**Records supplied:**
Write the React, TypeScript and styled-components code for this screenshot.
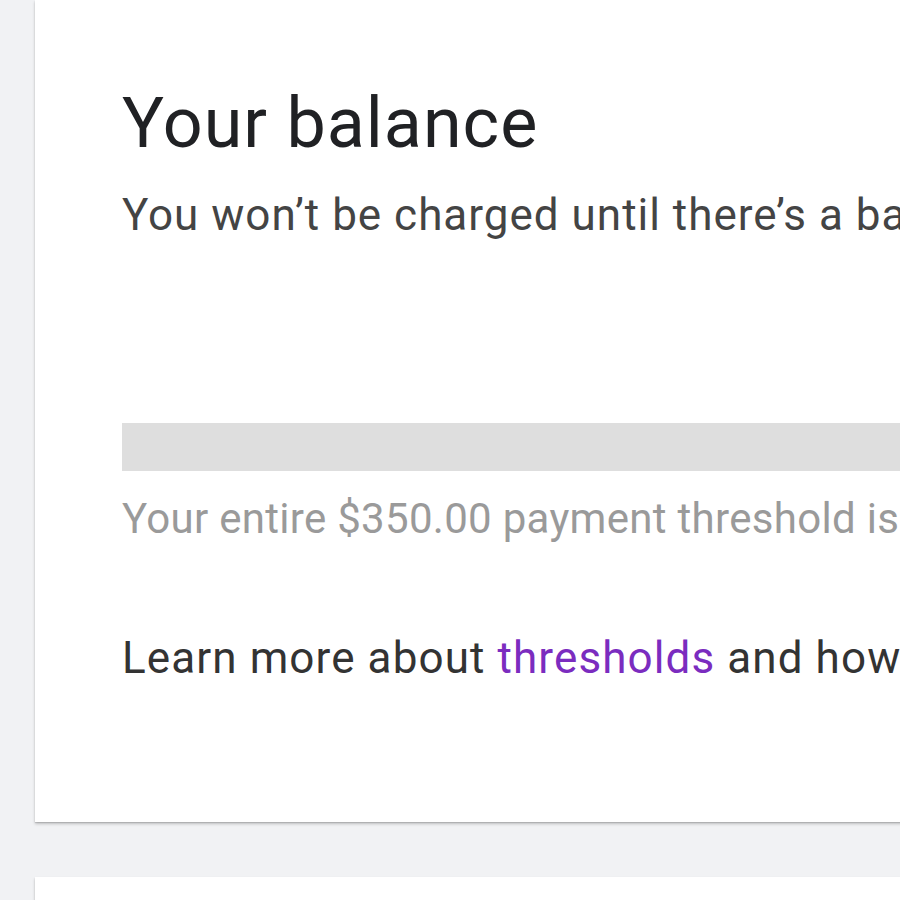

==

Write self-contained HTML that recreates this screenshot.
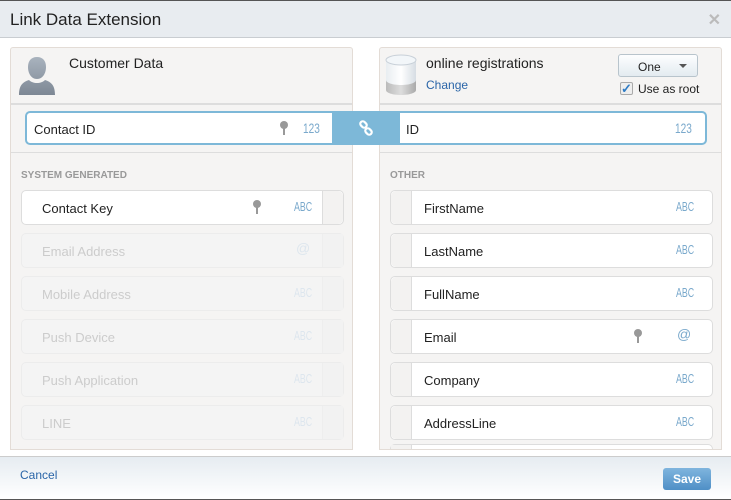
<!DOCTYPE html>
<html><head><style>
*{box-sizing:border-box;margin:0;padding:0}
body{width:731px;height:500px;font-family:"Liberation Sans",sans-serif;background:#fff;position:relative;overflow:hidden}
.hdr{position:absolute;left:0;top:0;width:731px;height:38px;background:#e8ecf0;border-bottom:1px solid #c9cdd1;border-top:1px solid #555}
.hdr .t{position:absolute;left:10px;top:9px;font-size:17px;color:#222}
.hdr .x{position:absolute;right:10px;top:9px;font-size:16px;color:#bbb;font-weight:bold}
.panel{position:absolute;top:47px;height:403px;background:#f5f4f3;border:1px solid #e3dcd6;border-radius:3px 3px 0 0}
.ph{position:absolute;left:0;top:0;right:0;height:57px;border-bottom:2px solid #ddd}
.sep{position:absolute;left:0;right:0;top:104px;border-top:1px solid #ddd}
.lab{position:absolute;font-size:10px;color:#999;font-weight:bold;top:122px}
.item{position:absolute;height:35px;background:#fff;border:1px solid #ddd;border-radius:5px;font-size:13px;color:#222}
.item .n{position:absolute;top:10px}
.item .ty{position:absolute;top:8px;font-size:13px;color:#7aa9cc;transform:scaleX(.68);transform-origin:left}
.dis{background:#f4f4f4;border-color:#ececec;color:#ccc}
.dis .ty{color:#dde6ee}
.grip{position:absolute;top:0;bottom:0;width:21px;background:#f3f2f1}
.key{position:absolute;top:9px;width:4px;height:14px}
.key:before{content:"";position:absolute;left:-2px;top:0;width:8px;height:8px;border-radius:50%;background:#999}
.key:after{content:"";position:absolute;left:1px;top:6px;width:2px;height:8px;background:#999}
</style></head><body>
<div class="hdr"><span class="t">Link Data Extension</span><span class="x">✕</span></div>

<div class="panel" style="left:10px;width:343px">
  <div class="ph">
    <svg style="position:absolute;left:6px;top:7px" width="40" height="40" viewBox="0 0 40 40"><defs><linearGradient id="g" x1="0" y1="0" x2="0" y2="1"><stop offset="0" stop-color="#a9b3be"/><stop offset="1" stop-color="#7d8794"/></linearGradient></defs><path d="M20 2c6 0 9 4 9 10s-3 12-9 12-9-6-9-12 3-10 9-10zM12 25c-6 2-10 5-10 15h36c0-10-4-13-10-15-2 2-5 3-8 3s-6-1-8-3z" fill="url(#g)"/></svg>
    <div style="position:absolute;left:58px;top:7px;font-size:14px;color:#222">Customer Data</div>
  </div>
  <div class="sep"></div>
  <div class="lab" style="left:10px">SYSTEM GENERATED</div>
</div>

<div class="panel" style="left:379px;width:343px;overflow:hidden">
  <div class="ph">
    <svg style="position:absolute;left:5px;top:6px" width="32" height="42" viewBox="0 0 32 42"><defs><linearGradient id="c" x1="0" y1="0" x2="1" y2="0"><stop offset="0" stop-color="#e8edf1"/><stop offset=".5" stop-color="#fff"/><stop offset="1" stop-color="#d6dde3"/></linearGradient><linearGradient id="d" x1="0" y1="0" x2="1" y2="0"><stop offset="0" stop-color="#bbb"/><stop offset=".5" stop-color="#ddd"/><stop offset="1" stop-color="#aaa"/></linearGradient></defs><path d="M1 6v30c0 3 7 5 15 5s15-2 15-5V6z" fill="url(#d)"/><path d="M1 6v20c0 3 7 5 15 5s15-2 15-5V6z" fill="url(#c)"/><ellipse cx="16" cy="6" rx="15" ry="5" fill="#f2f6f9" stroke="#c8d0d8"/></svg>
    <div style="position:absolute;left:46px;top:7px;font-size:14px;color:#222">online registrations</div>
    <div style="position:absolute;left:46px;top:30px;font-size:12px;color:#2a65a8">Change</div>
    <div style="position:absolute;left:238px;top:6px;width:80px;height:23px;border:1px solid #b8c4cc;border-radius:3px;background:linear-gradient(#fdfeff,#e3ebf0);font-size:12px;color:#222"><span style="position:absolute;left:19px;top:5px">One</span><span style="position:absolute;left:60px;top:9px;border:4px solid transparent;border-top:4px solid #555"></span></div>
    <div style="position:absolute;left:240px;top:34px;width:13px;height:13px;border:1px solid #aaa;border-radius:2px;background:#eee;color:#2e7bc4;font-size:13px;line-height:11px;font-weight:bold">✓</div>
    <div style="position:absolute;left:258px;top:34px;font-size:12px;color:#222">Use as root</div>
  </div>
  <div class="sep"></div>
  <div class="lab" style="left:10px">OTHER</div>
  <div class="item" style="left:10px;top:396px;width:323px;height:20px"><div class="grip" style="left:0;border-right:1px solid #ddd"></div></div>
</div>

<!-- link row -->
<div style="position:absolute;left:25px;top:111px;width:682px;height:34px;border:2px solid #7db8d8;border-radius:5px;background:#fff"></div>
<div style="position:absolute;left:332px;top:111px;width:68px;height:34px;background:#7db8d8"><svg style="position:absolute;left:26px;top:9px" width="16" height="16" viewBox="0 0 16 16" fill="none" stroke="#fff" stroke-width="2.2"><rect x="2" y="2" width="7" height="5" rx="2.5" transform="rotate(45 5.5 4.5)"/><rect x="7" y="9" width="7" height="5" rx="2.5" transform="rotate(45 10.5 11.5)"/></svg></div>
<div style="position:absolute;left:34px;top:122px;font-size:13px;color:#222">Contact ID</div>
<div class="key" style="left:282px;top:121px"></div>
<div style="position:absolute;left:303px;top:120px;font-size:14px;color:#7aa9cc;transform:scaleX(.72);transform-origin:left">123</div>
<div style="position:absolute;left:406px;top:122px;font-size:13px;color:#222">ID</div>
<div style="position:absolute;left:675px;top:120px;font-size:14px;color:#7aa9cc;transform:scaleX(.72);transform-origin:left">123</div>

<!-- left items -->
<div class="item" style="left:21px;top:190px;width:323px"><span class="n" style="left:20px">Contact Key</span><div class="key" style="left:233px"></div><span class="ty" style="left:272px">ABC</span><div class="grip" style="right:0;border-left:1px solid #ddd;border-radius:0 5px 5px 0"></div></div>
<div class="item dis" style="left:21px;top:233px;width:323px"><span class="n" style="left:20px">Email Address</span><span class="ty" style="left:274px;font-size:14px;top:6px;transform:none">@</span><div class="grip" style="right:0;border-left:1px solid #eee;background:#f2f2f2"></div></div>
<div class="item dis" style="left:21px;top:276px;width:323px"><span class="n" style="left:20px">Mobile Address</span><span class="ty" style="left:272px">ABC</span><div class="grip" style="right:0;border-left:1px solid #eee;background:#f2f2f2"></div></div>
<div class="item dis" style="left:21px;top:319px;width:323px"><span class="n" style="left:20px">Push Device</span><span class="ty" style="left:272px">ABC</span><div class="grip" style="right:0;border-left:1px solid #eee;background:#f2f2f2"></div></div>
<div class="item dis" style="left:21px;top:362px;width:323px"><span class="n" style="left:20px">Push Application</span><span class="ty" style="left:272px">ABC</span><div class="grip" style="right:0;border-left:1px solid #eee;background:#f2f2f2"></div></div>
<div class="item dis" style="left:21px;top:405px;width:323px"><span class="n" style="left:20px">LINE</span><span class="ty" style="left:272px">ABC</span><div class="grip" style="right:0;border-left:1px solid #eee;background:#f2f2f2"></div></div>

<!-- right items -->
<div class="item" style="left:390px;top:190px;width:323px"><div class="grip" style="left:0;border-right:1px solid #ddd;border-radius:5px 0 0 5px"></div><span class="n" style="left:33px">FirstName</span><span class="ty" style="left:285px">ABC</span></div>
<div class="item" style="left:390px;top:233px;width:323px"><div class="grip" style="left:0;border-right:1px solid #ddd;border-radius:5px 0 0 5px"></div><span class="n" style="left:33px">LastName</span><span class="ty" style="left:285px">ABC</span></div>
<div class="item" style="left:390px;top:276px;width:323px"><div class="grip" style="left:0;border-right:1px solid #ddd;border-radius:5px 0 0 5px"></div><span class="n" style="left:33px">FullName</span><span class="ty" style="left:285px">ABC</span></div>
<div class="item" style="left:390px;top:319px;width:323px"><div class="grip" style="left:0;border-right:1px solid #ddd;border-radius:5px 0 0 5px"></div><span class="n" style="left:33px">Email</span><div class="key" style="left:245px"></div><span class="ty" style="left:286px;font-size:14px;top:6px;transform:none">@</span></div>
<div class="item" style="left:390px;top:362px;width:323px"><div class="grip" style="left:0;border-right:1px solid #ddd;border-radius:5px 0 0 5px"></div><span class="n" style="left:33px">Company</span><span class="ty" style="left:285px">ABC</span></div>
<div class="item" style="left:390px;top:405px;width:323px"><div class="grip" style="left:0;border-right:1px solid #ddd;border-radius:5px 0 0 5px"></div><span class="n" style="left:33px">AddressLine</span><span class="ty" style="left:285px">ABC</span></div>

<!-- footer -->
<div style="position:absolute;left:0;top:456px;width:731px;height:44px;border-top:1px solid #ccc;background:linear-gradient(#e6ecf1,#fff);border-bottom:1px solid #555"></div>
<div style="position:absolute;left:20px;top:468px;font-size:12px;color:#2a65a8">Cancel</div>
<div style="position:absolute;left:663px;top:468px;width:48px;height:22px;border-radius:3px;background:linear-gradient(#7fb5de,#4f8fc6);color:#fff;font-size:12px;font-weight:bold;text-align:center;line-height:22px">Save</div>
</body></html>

**Task goal:** Each line above that holds the string "screenshot" should be copied and shown.

**Output of the task:**
Write the React, TypeScript and styled-components code for this screenshot.
Write self-contained HTML that recreates this screenshot.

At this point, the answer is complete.